Hace
poco publiqué un tuit que, como muchos otros de mi cuño, es un disparate que
encierra algún átomo —¿qué más podría ser?— de verdad. Es éste: “Lo bueno de
que se extinga la inspiración en la Tierra es que ya nadie preguntaría: ‘¿En
qué te inspiras para escribir?’". La inspiración no está en peligro de
extinguirse, por supuesto, ni la pregunta dejará de ser recurrente cada vez que
alguien tenga —en una universidad, en una rueda de prensa o en una sobremesa
familiar— la noble inquietud de saber de dónde demonios saca el escritor sus
mafufadas o qué le detona el deseo por parir determinados textos.
Creo
que jamás he escrito sobre el tema, y eso que muchas veces lo he reflexionado no con afán didáctico o filosófico, pues la cabeza no me da para tanto, sino
como simple mortal que a veces tiene el impulso de pensar en lo que le atañe.

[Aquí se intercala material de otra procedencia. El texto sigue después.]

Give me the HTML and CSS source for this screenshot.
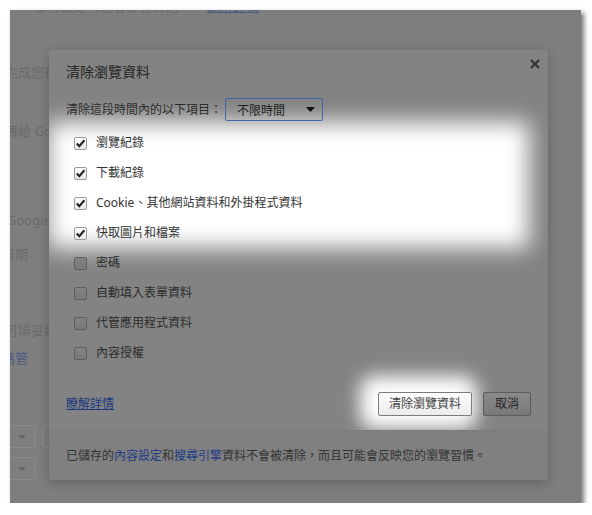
FILE: index.html
```html
<!DOCTYPE html>
<html lang="zh-Hant">
<head>
<meta charset="utf-8">
<title>清除瀏覽資料</title>
<link rel="stylesheet" href="styles.css">
</head>
<body>
<div class="screen">
  <div class="page">
    <p class="bg-line bg-top"><span class="bg-top-text">部分設定可能會影響其他</span><span class="bg-link-u">瞭解詳情</span></p>
    <p class="bg-line bg-l2">完成您在</p>
    <p class="bg-line bg-l3">傳給 Goo</p>
    <p class="bg-line bg-l4">Google</p>
    <p class="bg-line bg-l5">日期</p>
    <p class="bg-line bg-l6">可填妥網</p>
    <p class="bg-line bg-l7 bg-blue">碼管</p>
    <div class="bg-selects">
      <div class="bg-sel"><span class="bg-arrow"></span></div>
      <div class="bg-sel wide"></div>
    </div>
    <div class="bg-selects second">
      <div class="bg-sel"><span class="bg-arrow"></span></div>
    </div>
  </div>

  <div class="dialog">
    <div class="dlg-head">
      <h1 class="dlg-title">清除瀏覽資料</h1>
      <span class="dlg-close"><svg width="10" height="10" viewBox="0 0 10 10"><path d="M1 1 L9 9 M9 1 L1 9" stroke="#333" stroke-width="2.2" fill="none"/></svg></span>
    </div>
    <div class="time-row">
      <span class="time-label">清除這段時間內的以下項目：</span>
      <div class="select"><span>不限時間</span><svg class="sel-arrow" width="9" height="5" viewBox="0 0 9 5"><path d="M0 0 H9 L4.5 5 Z" fill="#111"/></svg></div>
    </div>
    <div class="list">
      <div class="lit-group">
        <div class="row"><span class="cb on"><svg width="11" height="11" viewBox="0 0 11 11"><path d="M1.8 5.6 L4.3 8.2 L9.4 2.2" stroke="#222" stroke-width="2.1" fill="none"/></svg></span><span class="row-label">瀏覽紀錄</span></div>
        <div class="row"><span class="cb on"><svg width="11" height="11" viewBox="0 0 11 11"><path d="M1.8 5.6 L4.3 8.2 L9.4 2.2" stroke="#222" stroke-width="2.1" fill="none"/></svg></span><span class="row-label">下載紀錄</span></div>
        <div class="row"><span class="cb on"><svg width="11" height="11" viewBox="0 0 11 11"><path d="M1.8 5.6 L4.3 8.2 L9.4 2.2" stroke="#222" stroke-width="2.1" fill="none"/></svg></span><span class="row-label">Cookie、其他網站資料和外掛程式資料</span></div>
        <div class="row"><span class="cb on"><svg width="11" height="11" viewBox="0 0 11 11"><path d="M1.8 5.6 L4.3 8.2 L9.4 2.2" stroke="#222" stroke-width="2.1" fill="none"/></svg></span><span class="row-label">快取圖片和檔案</span></div>
      </div>
      <div class="row dim"><span class="cb"></span><span class="row-label">密碼</span></div>
      <div class="row dim"><span class="cb"></span><span class="row-label">自動填入表單資料</span></div>
      <div class="row dim"><span class="cb"></span><span class="row-label">代管應用程式資料</span></div>
      <div class="row dim"><span class="cb"></span><span class="row-label">內容授權</span></div>
    </div>
    <div class="actions">
      <a class="learn">瞭解詳情</a>
      <div class="btns">
        <button class="btn btn-lit">清除瀏覽資料</button>
        <button class="btn btn-dim">取消</button>
      </div>
    </div>
    <div class="dlg-foot">已儲存的<span class="foot-link">內容設定</span>和<span class="foot-link">搜尋引擎</span>資料不會被清除，而且可能會反映您的瀏覽習慣。</div>
  </div>
</div>
</body>
</html>
```

FILE: styles.css
```css
* { box-sizing: border-box; }
html, body { margin: 0; padding: 0; background: #fff; }
body {
  font-family: "Noto Sans", "Noto Sans CJK TC", sans-serif;
  font-size: 12px;
}
.screen {
  position: relative;
  margin: 10px 0 0 10px;
  width: 571px;
  height: 493px;
  background: #7e7e7e;
  overflow: hidden;
  box-shadow: 3px 3px 5px rgba(0,0,0,0.55);
}
.page {
  display: flex;
  flex-direction: column;
  align-items: flex-start;
  color: #6b6b6b;
}
.bg-line {
  margin: 0;
  height: 16px;
  line-height: 16px;
  font-size: 13px;
  white-space: nowrap;
  margin-left: -5px;
}
.bg-top { margin-top: -12px; display: flex; padding-left: 30px; }
.bg-top-text { width: 172px; }
.bg-link-u { color: #4a5a80; text-decoration: underline; }
.bg-l2 { margin-top: 50px; }
.bg-l3 { margin-top: 43px; }
.bg-l4 { margin-top: 73px; margin-left: -3px; }
.bg-l5 { margin-top: 18px; margin-left: -8px; }
.bg-l6 { margin-top: 60px; }
.bg-l7 { margin-top: 12px; margin-left: -8px; }
.bg-blue { color: #4a5a85; }
.bg-selects {
  display: flex;
  gap: 6px;
  margin-top: 59px;
  margin-left: -40px;
}
.bg-selects.second { margin-top: 9px; }
.bg-sel {
  width: 66px;
  height: 23px;
  border: 1px solid #8a8a8a;
  border-radius: 2px;
  display: flex;
  align-items: center;
  justify-content: flex-end;
  padding-right: 9px;
}
.bg-sel.wide { width: 120px; }
.bg-arrow {
  width: 0; height: 0;
  border-left: 4px solid transparent;
  border-right: 4px solid transparent;
  border-top: 4px solid #666;
}

.dialog {
  position: absolute;
  z-index: 1;
  left: 39px;
  top: 40px;
  width: 499px;
  height: 430px;
  background: #838383;
  border-radius: 3px;
  overflow: hidden;
  box-shadow: 0 3px 12px rgba(0,0,0,0.22);
  display: flex;
  flex-direction: column;
  color: #2b2b2b;
}
.dlg-head {
  display: flex;
  justify-content: space-between;
  align-items: flex-start;
  padding: 12px 0 0 17px;
  height: 32px;
}
.dlg-title {
  margin: 0;
  font-size: 14px;
  font-weight: normal;
  line-height: 20px;
  color: #252525;
}
.dlg-close {
  margin-top: -3px;
  margin-right: 8px;
  width: 10px;
  height: 10px;
  display: flex;
}
.time-row {
  display: flex;
  align-items: center;
  gap: 3px;
  margin-top: 16px;
  padding-left: 17px;
  height: 23px;
}
.time-label { line-height: 16px; }
.select {
  width: 98px;
  height: 23px;
  border: 1px solid #3f66ad;
  border-radius: 2px;
  display: flex;
  align-items: center;
  justify-content: space-between;
  padding: 0 7px 0 11px;
  color: #1e1e1e;
}
.list {
  margin-top: 7px;
  margin-left: 13px;
  display: flex;
  flex-direction: column;
}
.lit-group {
  position: relative;
  width: 443px;
  color: #333;
}
.lit-group::before {
  content: "";
  position: absolute;
  top: -6px;
  bottom: 0;
  left: -14px;
  right: -24px;
  background: #fff;
  filter: blur(11px);
  z-index: -1;
}
.row {
  height: 30px;
  display: flex;
  align-items: center;
  padding-left: 12px;
  gap: 9px;
}
.row-label { line-height: 16px; }
.cb {
  width: 13px;
  height: 13px;
  border: 1px solid #9a9a9a;
  border-radius: 2px;
  background: linear-gradient(#ffffff, #e8e8e8);
  display: flex;
  align-items: center;
  justify-content: center;
}
.row.dim .cb {
  border-color: #5e5e5e;
  background: linear-gradient(#838383, #787878);
}
.row.dim { color: #2b2b2b; }
.actions {
  margin-top: 24px;
  height: 24px;
  display: flex;
  align-items: center;
  justify-content: space-between;
  padding: 0 17px;
}
.learn {
  color: #1c3a80;
  text-decoration: underline;
  line-height: 16px;
}
.btns { display: flex; gap: 11px; }
.btn {
  font-family: inherit;
  font-size: 12px;
  height: 24px;
  padding: 0 10px;
  border-radius: 2px;
  line-height: 20px;
  margin: 0;
}
.btn-lit {
  position: relative;
  width: 94px;
  border: 1px solid #7c7c7c;
  background: linear-gradient(#fdfdfd, #ececec);
  color: #444;
}
.btn-lit::before {
  content: "";
  position: absolute;
  top: -17px;
  bottom: -14px;
  left: -19px;
  right: -6px;
  background: #fff;
  border-radius: 14px;
  filter: blur(9px);
  z-index: -1;
}
.btn-dim {
  width: 48px;
  border: 1px solid #5c5c5c;
  background: linear-gradient(#8a8a8a, #797979);
  color: #232323;
}
.dlg-foot {
  margin-top: 14px;
  height: 50px;
  border-top: 1px solid #7a7a7a;
  background: #808080;
  padding-left: 17px;
  display: flex;
  align-items: center;
  color: #333;
  line-height: 16px;
}
.foot-link { color: #1d3b85; }
```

Así entonces, el producto de mi reflexión desemboca en la noción que aquí
planteo esquemáticamente, a salto de página, dado que dispongo de poco espacio
para explicar algo que tal vez, para ser más preciso, demandaría al menos un
ensayo amplio y con los pelos bien engominados.
He
aquí mi planteo: en la disyuntiva “inspiración o transpiración” yo me quedo con
ambas, pues ambas son parte inherente del (de mi) trabajo “creativo”, y esto, insisto, lo digo por
experiencia, con la autoridad que me da el fracaso, como dijo Fitzgerald. En
efecto, creo, o estoy seguro, más bien, que al menos a mí sí se me han
aparecido tantito las rejegas musas, aunque una parte significativa, la mayor,
de mis “frutos” se debe no tanto al estro, a la inspiración, sino a la chamba,
al hecho simple de imponerme una tarea (digamos, un libro) y tratar de terminarlo
con cierta disciplina y en cierto tiempo, aquel que permiten las denominadas
chambas alimenticias.
Perdonen
la autorreferencialidad, pero soy el hombre que tengo más a la mano, como dijo
no recuerdo quién. He sentido la presencia de la “inspiración” a rachitas,
apenas como un susurro, como un bisbiseo que me dicta algo por lo general
misterioso. Pero pasa pronto, jamás se queda a vivir dentro de mí por
temporadas largas, así que he debido ingeniármelas para que el trapiche siga moliendo
sin la colaboración de las musas. Y es aquí donde viene lo más peliagudo. Es
fácil escribir un poema o un cuento movido por un ataque de inspiración. Cualquiera
que sufra una tremenda y repentina alegría o una tremenda y repentina desdicha
puede ser capaz de sancochar unos renglones, así sean prescindibles; lo
complicado es construir algo decoroso sin más acicate que la conciencia y la
fuerza de voluntad. Por eso son escasísimos los casos de trascendencia basada
en uno o dos libros “inspirados” (Rimbaud, Rulfo…). La mayoría de los
escritores, por desgracia, han tenido que depender de la ecuación tiempo/nalga.
Lo
poco o mucho, lo digno o indigno que he parido como aporreador de teclas, por
ejemplo, se debe a un cinco por ciento de inspiración y a un 95 de
transpiración. Debo añadir, por otra parte, que esto del sudor no es metafórico
si uno escribe en La Laguna. Bueno fuera.